Copy every line of the data in which the word "this" occurs.
--- DATA EXCERPT ---
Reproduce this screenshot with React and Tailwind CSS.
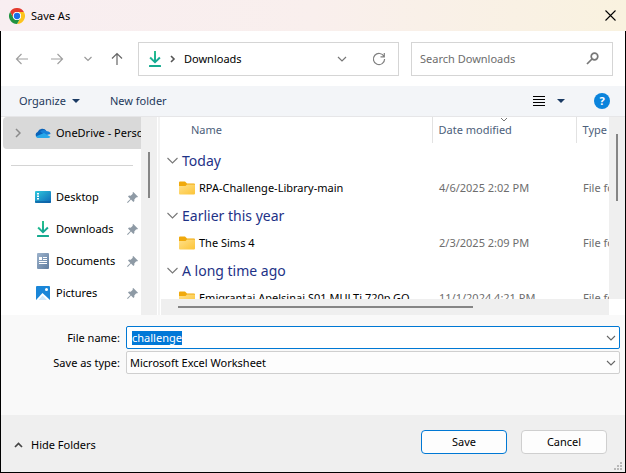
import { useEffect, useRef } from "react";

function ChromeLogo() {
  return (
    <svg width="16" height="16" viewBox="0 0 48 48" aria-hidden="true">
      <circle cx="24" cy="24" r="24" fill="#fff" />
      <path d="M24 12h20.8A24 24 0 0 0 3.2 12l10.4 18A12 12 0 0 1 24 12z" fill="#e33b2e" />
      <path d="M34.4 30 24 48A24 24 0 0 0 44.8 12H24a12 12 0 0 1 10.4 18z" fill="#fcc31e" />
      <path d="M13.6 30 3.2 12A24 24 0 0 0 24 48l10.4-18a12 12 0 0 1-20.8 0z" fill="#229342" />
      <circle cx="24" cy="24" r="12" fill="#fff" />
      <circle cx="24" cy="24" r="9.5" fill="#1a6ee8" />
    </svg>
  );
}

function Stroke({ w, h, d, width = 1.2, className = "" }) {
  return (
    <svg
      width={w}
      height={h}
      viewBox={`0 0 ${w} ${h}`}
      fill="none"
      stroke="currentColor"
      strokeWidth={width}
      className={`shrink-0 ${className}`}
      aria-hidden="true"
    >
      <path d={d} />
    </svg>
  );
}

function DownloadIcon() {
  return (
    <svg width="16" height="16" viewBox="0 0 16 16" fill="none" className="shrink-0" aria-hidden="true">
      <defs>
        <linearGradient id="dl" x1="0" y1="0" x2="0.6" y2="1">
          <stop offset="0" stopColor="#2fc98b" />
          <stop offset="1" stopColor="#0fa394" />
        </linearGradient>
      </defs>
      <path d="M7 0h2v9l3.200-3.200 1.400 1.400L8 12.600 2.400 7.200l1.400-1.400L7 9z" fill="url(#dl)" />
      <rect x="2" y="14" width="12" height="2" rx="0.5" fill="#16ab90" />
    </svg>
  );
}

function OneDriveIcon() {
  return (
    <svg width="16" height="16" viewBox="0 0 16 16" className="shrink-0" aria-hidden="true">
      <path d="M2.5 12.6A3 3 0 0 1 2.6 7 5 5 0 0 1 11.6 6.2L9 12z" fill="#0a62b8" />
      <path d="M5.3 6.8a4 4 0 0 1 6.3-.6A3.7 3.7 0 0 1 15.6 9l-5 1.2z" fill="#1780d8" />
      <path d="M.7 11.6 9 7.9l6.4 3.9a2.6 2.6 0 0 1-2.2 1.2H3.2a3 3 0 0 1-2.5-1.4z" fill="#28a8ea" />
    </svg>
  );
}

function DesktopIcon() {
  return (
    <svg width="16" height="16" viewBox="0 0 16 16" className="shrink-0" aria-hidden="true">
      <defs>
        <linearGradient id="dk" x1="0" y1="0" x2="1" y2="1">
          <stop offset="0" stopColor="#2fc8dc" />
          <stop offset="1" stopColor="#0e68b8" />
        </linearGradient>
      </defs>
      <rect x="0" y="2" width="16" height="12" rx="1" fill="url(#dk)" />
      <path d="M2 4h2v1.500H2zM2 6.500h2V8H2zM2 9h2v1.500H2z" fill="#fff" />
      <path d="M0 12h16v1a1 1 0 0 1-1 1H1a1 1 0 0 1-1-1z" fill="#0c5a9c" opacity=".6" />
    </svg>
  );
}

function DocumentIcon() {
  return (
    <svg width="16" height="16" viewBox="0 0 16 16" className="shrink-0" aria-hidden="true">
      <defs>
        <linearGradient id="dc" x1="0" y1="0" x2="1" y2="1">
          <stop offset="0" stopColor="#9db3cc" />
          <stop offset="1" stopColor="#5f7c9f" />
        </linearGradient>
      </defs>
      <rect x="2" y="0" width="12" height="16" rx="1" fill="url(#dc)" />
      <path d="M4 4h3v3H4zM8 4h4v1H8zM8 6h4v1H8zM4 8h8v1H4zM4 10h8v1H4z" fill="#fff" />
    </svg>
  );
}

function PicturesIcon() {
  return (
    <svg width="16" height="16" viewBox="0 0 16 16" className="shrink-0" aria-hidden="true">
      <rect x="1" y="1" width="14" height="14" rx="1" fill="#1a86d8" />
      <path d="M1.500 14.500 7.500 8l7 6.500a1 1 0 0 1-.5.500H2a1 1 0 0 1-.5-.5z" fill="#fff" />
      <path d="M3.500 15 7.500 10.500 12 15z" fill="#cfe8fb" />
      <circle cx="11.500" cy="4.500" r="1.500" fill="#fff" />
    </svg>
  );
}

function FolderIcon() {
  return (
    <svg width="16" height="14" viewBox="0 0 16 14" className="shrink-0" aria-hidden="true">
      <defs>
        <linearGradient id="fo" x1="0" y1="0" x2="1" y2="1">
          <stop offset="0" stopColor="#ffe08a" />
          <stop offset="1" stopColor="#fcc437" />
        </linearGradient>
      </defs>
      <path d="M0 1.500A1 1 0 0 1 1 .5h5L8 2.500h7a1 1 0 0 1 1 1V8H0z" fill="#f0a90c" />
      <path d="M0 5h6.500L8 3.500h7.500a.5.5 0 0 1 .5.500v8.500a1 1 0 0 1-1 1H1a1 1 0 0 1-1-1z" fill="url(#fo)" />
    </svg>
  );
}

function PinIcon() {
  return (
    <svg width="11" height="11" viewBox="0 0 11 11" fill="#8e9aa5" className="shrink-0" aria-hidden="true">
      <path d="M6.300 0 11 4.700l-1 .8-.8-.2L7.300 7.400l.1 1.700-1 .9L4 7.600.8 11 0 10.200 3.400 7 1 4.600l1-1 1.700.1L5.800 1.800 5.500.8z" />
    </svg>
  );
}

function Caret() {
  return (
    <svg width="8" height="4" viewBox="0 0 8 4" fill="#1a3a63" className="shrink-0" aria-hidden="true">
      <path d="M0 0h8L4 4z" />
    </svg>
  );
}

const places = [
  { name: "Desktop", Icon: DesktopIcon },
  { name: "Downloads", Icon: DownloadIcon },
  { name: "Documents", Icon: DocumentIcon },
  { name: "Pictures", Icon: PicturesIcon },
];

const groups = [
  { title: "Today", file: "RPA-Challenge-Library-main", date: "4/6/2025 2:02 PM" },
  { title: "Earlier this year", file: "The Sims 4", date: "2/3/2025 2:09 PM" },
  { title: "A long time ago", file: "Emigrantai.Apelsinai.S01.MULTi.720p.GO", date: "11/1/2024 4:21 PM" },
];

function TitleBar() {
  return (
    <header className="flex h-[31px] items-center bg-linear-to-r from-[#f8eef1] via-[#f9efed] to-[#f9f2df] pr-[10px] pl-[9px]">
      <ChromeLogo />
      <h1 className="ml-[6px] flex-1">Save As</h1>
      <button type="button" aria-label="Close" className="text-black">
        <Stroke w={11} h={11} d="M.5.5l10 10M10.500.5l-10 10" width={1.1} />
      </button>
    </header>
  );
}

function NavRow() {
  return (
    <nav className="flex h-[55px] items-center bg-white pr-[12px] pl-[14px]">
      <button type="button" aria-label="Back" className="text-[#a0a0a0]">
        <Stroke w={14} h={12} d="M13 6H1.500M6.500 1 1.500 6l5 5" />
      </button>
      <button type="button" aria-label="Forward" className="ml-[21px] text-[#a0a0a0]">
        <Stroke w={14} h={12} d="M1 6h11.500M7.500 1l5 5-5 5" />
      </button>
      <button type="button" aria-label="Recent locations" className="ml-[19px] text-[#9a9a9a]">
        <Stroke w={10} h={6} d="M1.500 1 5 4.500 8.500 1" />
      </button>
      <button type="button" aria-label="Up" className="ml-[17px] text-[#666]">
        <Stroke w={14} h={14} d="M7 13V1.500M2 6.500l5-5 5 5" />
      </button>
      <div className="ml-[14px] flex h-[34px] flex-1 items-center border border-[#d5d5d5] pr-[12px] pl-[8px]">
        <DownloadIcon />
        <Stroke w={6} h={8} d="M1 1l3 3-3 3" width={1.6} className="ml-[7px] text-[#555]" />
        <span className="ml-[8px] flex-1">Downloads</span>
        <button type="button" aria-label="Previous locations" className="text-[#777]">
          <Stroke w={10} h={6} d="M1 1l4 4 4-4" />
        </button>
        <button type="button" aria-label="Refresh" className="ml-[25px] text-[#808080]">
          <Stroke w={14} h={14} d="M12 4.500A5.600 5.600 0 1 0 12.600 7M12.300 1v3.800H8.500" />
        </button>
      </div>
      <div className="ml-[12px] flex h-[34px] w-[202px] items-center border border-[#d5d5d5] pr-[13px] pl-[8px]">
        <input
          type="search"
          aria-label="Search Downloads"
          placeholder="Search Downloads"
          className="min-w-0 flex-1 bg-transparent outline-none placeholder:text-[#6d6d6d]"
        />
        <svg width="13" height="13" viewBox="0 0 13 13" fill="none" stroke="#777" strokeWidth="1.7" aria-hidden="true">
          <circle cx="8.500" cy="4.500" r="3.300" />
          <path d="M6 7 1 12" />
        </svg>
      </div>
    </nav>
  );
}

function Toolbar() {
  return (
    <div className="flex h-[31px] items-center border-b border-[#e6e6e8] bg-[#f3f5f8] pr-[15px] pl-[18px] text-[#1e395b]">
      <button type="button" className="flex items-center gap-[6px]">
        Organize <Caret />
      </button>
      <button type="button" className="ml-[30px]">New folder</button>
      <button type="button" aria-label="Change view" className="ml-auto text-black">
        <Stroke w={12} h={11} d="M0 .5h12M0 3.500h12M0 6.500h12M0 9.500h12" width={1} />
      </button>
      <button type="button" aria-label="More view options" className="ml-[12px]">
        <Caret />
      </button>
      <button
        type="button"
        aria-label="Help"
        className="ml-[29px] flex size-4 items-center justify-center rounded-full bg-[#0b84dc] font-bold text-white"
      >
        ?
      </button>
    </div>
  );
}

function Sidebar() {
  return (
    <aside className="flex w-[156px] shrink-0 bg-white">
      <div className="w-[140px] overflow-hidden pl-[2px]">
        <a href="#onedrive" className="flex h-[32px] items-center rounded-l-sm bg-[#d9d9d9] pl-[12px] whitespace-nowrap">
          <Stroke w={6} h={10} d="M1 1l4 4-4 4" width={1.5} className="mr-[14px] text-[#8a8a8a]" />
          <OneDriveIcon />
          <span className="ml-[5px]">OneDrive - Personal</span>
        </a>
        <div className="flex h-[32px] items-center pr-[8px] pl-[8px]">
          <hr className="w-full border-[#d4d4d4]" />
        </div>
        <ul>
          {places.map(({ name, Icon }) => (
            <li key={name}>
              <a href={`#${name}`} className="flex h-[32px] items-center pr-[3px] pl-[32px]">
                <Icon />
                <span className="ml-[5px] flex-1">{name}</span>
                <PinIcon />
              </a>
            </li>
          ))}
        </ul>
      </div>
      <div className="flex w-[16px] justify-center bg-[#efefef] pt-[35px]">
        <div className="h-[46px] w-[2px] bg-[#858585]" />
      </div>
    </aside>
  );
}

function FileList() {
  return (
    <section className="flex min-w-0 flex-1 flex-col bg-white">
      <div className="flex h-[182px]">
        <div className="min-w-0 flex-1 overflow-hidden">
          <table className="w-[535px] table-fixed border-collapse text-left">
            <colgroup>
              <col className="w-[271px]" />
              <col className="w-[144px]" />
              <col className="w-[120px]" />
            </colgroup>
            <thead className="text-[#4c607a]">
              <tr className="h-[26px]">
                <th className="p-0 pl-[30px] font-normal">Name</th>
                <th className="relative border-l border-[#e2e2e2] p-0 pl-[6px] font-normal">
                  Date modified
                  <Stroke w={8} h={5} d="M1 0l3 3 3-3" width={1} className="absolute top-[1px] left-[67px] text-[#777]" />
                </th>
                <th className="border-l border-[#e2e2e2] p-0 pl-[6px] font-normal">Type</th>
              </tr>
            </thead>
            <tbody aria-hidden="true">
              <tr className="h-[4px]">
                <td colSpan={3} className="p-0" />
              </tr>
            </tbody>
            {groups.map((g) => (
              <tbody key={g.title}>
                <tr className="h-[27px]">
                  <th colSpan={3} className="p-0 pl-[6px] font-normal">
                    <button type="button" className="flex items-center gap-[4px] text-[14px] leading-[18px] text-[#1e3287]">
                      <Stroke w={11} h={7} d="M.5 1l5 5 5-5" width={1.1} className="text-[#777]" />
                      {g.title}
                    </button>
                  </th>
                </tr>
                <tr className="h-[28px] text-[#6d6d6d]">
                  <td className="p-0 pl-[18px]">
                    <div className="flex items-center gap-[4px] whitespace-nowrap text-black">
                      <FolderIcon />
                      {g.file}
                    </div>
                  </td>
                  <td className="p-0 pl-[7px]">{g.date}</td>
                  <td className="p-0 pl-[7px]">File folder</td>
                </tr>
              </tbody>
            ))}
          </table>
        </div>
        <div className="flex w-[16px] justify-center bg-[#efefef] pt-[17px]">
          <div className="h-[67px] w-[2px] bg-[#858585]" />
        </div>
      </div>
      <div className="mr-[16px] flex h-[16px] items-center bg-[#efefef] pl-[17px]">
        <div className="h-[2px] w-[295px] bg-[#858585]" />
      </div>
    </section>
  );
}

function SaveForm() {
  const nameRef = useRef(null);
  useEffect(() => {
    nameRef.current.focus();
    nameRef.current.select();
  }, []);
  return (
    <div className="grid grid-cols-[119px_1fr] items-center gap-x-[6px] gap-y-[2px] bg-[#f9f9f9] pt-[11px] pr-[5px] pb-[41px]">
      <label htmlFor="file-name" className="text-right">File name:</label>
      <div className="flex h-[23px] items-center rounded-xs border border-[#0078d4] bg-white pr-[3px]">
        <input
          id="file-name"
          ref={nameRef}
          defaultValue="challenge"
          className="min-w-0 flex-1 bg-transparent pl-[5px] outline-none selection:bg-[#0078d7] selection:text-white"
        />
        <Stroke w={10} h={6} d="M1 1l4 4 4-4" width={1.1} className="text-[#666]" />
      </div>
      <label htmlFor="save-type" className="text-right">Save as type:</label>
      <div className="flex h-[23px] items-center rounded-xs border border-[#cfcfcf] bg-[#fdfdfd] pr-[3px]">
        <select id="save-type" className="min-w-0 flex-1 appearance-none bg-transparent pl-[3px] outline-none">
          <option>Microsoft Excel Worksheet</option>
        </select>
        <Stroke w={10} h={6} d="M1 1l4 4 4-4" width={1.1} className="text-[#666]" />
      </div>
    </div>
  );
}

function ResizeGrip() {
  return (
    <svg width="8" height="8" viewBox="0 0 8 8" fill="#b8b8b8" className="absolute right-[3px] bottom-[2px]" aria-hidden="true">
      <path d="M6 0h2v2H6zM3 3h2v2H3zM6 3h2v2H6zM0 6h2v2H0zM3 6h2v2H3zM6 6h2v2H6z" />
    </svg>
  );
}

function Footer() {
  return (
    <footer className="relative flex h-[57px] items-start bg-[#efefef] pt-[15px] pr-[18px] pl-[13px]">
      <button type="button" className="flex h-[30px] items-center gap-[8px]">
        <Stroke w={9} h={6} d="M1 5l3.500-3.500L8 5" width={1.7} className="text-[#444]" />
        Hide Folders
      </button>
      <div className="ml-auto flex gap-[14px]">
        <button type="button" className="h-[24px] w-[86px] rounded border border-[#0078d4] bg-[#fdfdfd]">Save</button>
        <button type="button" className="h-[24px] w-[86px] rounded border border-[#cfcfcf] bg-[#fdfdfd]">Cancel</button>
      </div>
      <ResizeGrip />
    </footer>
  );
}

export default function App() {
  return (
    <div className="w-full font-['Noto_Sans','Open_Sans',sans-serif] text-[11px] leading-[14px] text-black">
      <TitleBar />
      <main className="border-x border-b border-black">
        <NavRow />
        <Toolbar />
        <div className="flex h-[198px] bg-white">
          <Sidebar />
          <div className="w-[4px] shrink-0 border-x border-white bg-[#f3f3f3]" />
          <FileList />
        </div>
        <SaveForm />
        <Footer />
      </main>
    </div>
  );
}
---
▸ SOLVED PROBLEM:
Reproduce this screenshot with React and Tailwind CSS.
  { title: "Earlier this year", file: "The Sims 4", date: "2/3/2025 2:09 PM" },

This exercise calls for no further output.